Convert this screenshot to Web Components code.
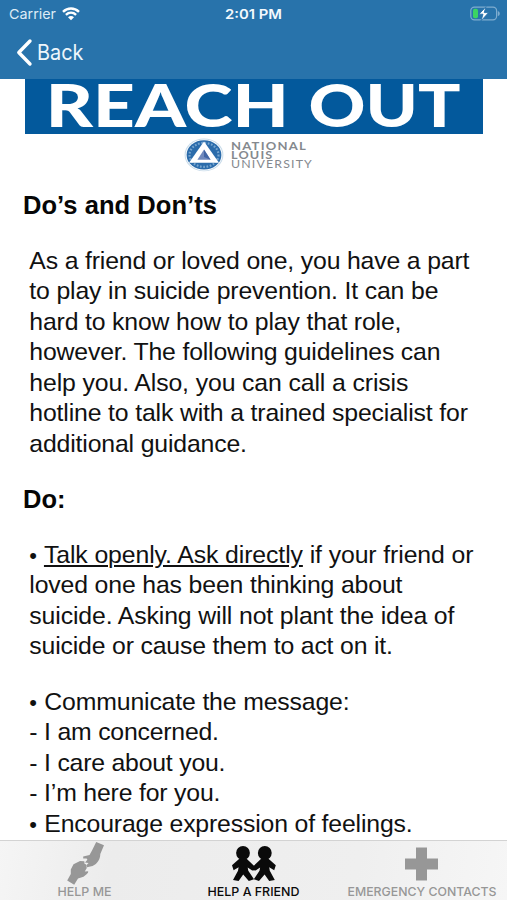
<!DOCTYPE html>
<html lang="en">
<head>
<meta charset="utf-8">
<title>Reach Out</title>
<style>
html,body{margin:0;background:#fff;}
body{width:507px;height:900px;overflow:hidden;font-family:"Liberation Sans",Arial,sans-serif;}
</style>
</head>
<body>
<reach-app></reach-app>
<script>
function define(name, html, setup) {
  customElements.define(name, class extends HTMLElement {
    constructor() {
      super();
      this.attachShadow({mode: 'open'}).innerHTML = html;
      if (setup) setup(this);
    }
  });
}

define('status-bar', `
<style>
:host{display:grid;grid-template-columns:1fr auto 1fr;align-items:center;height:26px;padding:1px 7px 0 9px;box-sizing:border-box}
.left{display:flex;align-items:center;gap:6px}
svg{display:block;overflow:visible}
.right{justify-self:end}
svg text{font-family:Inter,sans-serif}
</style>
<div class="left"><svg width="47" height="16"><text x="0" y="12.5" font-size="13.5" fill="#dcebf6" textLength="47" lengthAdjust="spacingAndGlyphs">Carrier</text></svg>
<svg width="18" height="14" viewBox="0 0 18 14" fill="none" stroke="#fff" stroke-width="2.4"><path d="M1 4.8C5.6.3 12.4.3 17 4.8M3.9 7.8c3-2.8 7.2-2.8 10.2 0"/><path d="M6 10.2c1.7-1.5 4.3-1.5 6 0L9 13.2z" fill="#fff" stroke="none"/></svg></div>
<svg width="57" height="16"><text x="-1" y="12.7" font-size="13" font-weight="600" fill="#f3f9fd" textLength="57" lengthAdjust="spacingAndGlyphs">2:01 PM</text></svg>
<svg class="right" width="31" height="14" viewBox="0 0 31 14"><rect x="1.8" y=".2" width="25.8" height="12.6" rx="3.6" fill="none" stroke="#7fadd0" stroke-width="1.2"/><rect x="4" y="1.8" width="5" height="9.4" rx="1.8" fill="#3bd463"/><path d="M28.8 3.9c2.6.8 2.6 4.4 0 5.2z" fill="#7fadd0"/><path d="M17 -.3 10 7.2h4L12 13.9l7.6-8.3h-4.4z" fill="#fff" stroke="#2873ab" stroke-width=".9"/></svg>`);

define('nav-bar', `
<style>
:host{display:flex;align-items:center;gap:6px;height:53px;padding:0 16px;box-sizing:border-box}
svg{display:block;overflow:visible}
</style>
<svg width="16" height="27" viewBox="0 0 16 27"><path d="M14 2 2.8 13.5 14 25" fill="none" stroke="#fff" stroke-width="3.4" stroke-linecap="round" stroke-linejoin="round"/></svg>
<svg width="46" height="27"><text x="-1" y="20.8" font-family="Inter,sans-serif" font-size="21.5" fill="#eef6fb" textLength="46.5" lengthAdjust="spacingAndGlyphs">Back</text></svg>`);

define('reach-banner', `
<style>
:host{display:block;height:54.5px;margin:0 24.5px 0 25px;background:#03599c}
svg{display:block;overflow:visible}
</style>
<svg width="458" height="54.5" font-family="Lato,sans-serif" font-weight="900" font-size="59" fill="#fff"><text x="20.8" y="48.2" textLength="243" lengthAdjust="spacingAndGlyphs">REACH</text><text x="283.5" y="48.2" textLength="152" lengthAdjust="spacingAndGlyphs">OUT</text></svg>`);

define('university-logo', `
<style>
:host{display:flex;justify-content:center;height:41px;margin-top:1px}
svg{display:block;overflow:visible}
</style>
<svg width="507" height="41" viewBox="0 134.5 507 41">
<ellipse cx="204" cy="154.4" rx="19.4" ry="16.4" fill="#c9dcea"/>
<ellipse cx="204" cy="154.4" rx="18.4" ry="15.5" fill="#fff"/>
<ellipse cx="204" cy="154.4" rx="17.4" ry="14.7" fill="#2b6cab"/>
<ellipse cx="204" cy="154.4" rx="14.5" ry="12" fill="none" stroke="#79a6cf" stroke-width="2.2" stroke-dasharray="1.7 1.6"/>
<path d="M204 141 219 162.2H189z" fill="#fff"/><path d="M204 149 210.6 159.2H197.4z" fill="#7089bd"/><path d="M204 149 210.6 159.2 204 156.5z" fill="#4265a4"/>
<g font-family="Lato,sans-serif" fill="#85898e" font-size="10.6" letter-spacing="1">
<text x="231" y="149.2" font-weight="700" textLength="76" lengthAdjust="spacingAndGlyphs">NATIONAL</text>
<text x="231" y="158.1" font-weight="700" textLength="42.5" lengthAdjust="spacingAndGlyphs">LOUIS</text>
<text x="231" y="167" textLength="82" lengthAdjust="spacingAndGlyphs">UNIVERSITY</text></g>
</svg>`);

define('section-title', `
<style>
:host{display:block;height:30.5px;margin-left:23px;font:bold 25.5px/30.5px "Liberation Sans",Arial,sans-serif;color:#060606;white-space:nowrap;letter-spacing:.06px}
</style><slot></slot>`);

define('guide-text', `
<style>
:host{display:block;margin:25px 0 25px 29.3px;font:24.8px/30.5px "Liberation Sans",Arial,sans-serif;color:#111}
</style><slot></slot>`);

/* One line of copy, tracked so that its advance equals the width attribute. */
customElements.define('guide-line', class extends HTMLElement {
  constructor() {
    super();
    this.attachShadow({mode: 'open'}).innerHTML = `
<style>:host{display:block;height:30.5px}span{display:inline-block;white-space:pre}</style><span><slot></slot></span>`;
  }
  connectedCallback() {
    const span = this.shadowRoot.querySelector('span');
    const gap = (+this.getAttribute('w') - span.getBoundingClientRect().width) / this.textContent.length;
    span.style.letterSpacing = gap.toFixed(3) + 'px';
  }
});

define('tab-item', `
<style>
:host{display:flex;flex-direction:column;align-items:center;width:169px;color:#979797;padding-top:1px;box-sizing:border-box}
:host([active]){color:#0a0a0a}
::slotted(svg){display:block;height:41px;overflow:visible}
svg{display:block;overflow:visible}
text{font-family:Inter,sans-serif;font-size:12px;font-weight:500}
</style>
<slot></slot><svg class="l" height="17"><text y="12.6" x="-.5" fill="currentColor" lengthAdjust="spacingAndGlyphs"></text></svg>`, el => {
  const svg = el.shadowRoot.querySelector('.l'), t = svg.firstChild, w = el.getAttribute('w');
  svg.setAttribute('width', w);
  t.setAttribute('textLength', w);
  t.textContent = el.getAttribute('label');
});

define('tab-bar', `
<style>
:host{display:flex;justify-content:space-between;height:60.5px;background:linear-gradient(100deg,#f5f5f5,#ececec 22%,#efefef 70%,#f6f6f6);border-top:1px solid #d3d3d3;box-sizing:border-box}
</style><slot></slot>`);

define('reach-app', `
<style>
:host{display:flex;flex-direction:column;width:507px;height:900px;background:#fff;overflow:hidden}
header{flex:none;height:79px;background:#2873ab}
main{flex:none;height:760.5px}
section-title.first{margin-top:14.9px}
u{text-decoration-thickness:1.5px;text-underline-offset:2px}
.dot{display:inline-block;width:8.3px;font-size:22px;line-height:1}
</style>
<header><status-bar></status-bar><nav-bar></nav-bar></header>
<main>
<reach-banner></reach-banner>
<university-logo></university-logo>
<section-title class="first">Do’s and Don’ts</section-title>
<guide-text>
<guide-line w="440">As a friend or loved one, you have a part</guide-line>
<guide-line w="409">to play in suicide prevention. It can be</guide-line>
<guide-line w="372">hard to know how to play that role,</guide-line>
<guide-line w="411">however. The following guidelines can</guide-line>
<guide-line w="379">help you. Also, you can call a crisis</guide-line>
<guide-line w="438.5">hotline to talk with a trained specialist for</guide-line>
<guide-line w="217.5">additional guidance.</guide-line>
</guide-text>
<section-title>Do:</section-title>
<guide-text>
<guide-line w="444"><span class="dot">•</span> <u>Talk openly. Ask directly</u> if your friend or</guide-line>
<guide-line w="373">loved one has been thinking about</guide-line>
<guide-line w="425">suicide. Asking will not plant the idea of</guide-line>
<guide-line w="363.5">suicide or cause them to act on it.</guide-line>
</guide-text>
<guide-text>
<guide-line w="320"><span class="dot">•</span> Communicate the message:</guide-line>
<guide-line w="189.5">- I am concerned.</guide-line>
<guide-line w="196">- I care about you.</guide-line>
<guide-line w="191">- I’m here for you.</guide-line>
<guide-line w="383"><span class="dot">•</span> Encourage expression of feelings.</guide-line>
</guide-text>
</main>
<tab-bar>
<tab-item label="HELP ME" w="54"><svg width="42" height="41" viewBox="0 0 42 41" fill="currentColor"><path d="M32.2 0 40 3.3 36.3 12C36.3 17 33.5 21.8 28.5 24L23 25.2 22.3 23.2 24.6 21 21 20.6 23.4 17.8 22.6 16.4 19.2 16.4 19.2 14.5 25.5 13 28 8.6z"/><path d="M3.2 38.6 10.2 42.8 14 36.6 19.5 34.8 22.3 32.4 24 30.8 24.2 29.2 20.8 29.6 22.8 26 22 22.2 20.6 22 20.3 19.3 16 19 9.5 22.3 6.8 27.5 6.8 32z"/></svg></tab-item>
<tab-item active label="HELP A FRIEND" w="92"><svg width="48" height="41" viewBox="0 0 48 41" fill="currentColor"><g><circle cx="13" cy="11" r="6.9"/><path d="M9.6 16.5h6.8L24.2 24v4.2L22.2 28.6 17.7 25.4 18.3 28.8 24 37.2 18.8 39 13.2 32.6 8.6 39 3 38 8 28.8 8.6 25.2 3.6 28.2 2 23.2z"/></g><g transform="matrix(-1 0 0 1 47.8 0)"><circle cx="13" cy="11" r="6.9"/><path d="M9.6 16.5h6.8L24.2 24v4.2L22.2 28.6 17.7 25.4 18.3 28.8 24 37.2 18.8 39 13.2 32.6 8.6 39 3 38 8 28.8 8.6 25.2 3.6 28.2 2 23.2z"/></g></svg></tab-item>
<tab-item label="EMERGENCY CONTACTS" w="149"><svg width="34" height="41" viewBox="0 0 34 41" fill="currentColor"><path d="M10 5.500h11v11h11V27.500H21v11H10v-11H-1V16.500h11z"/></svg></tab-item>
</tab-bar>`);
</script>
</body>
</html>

◆ ◆ ◆ ◆

* **Aim of the task**
Restate exactly, please, only the lines between the start of the data and the line containing "3.9c2.6.8 2.6 4.4", both ends included, skipping the pictures.

* **Task answer**
Convert this screenshot to Web Components code.
<!DOCTYPE html>
<html lang="en">
<head>
<meta charset="utf-8">
<title>Reach Out</title>
<style>
html,body{margin:0;background:#fff;}
body{width:507px;height:900px;overflow:hidden;font-family:"Liberation Sans",Arial,sans-serif;}
</style>
</head>
<body>
<reach-app></reach-app>
<script>
function define(name, html, setup) {
  customElements.define(name, class extends HTMLElement {
    constructor() {
      super();
      this.attachShadow({mode: 'open'}).innerHTML = html;
      if (setup) setup(this);
    }
  });
}

define('status-bar', `
<style>
:host{display:grid;grid-template-columns:1fr auto 1fr;align-items:center;height:26px;padding:1px 7px 0 9px;box-sizing:border-box}
.left{display:flex;align-items:center;gap:6px}
svg{display:block;overflow:visible}
.right{justify-self:end}
svg text{font-family:Inter,sans-serif}
</style>
<div class="left"><svg width="47" height="16"><text x="0" y="12.5" font-size="13.5" fill="#dcebf6" textLength="47" lengthAdjust="spacingAndGlyphs">Carrier</text></svg>
<svg width="18" height="14" viewBox="0 0 18 14" fill="none" stroke="#fff" stroke-width="2.4"><path d="M1 4.8C5.6.3 12.4.3 17 4.8M3.9 7.8c3-2.8 7.2-2.8 10.2 0"/><path d="M6 10.2c1.7-1.5 4.3-1.5 6 0L9 13.2z" fill="#fff" stroke="none"/></svg></div>
<svg width="57" height="16"><text x="-1" y="12.7" font-size="13" font-weight="600" fill="#f3f9fd" textLength="57" lengthAdjust="spacingAndGlyphs">2:01 PM</text></svg>
<svg class="right" width="31" height="14" viewBox="0 0 31 14"><rect x="1.8" y=".2" width="25.8" height="12.6" rx="3.6" fill="none" stroke="#7fadd0" stroke-width="1.2"/><rect x="4" y="1.8" width="5" height="9.4" rx="1.8" fill="#3bd463"/><path d="M28.8 3.9c2.6.8 2.6 4.4 0 5.2z" fill="#7fadd0"/><path d="M17 -.3 10 7.2h4L12 13.9l7.6-8.3h-4.4z" fill="#fff" stroke="#2873ab" stroke-width=".9"/></svg>`);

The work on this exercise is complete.